What you need to do:
Read the lines that follow and pick out every one containing the word "React".

--- BEGIN Material provided ---

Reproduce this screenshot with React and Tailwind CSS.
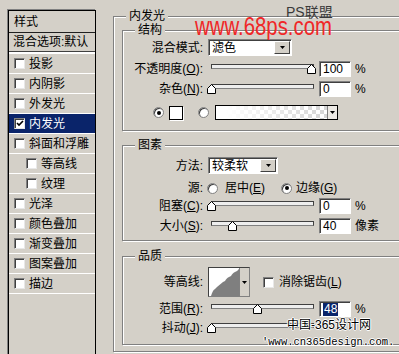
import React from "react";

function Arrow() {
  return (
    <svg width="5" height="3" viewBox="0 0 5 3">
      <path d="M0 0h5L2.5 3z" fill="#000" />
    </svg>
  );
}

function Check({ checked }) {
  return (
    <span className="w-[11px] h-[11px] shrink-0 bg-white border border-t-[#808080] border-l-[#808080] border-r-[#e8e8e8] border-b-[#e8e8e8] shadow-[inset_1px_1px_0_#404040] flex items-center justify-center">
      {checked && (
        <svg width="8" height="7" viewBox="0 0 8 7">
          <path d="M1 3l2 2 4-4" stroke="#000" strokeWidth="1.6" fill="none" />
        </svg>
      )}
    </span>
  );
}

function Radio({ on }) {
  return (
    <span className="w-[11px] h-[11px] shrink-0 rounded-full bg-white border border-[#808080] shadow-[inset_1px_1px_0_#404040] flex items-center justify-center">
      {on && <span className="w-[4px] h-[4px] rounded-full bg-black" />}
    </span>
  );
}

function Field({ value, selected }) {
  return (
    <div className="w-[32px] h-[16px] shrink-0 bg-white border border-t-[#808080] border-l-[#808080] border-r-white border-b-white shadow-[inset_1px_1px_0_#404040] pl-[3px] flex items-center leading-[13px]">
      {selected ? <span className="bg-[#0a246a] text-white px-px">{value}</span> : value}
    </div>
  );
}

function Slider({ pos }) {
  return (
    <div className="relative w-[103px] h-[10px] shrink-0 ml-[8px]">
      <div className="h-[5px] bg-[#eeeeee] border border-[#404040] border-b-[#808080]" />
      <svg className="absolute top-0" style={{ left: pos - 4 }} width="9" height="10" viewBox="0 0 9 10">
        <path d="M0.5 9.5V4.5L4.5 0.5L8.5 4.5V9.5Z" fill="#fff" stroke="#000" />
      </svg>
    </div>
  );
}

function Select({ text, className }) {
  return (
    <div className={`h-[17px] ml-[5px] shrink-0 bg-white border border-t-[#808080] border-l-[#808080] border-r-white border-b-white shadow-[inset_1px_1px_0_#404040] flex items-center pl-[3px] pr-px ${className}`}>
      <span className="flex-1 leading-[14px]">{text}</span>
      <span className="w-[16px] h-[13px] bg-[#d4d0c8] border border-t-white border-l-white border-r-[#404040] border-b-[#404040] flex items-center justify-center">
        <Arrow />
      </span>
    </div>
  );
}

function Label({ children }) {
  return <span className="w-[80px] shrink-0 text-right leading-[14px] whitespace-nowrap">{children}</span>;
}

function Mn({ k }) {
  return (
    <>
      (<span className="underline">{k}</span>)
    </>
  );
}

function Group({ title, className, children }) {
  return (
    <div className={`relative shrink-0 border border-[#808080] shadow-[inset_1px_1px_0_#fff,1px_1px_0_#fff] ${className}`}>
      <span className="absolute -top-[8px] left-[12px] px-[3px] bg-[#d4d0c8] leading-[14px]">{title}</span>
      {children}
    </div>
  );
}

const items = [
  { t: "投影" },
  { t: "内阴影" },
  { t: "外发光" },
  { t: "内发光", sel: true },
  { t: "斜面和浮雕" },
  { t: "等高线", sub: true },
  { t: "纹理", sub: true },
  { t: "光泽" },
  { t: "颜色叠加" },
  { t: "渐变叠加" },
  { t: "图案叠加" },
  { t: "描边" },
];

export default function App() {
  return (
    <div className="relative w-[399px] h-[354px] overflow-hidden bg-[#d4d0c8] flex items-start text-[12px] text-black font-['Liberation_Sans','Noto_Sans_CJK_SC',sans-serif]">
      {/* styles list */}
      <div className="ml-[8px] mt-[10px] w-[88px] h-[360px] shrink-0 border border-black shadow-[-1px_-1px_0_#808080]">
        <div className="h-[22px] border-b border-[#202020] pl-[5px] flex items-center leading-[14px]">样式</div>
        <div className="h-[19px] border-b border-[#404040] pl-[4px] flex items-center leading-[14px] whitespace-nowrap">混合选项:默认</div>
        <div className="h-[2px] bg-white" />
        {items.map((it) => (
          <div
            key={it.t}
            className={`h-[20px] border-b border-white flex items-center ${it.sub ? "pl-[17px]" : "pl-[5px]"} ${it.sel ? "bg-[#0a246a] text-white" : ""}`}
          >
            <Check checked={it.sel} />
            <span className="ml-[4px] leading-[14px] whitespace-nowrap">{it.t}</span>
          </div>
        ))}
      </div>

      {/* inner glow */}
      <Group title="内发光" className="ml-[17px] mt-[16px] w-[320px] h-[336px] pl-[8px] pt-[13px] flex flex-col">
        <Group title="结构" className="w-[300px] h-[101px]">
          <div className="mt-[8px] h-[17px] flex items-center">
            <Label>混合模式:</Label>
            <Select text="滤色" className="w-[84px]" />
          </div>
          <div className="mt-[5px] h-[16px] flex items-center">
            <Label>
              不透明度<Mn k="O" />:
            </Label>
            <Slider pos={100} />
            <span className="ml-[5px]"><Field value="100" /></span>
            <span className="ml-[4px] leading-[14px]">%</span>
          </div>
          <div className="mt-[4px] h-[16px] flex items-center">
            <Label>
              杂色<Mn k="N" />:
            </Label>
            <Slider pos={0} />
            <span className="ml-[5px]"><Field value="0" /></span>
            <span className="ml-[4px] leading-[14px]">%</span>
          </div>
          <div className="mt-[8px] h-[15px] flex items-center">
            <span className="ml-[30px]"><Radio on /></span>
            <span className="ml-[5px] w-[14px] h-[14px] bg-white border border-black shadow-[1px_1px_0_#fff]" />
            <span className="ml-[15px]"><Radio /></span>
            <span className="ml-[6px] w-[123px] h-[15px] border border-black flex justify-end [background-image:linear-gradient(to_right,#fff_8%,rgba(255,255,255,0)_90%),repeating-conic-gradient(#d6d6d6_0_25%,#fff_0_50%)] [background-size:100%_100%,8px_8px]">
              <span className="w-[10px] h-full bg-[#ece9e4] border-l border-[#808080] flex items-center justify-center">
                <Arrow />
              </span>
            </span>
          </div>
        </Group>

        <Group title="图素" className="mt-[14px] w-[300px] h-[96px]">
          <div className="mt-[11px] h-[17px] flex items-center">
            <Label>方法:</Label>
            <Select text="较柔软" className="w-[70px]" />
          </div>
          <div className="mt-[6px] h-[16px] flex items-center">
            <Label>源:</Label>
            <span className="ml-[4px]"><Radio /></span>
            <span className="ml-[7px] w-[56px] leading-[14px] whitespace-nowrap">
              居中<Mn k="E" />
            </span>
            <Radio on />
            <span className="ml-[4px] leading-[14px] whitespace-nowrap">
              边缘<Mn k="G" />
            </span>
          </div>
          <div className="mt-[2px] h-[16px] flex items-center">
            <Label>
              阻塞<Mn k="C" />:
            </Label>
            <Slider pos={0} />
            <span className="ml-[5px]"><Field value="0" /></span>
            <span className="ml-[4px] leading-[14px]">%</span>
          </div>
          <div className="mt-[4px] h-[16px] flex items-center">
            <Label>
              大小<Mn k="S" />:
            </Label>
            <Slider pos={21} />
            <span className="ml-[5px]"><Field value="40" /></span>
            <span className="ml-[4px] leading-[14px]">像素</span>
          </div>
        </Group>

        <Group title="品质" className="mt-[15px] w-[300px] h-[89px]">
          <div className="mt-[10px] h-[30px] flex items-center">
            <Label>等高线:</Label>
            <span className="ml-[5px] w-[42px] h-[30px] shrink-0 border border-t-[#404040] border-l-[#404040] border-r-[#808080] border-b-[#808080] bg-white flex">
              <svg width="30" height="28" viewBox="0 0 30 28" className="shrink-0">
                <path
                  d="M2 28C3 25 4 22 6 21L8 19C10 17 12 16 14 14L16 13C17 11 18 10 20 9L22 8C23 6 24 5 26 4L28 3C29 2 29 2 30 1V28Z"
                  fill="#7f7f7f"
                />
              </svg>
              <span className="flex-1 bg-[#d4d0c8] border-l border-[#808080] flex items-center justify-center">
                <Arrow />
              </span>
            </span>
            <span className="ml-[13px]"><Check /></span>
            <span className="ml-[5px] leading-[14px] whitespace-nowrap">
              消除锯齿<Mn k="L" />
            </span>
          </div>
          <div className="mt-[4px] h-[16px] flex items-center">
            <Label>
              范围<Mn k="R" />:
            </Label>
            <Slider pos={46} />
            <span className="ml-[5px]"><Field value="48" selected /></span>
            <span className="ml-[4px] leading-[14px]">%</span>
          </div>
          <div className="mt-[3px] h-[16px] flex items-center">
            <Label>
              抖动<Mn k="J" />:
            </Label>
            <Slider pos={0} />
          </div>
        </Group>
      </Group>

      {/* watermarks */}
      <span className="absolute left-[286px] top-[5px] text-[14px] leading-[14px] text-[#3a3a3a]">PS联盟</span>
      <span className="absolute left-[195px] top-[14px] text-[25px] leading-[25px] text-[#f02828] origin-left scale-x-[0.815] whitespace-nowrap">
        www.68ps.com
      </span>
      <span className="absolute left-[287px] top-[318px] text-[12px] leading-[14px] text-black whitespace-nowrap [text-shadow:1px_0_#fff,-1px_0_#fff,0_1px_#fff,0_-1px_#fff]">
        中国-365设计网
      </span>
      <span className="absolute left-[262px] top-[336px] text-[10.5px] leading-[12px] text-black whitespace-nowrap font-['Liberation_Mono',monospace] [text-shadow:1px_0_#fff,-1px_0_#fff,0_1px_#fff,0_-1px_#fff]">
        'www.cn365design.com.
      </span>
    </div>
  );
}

--- END Material provided ---

Solved problem:
Reproduce this screenshot with React and Tailwind CSS.
import React from "react";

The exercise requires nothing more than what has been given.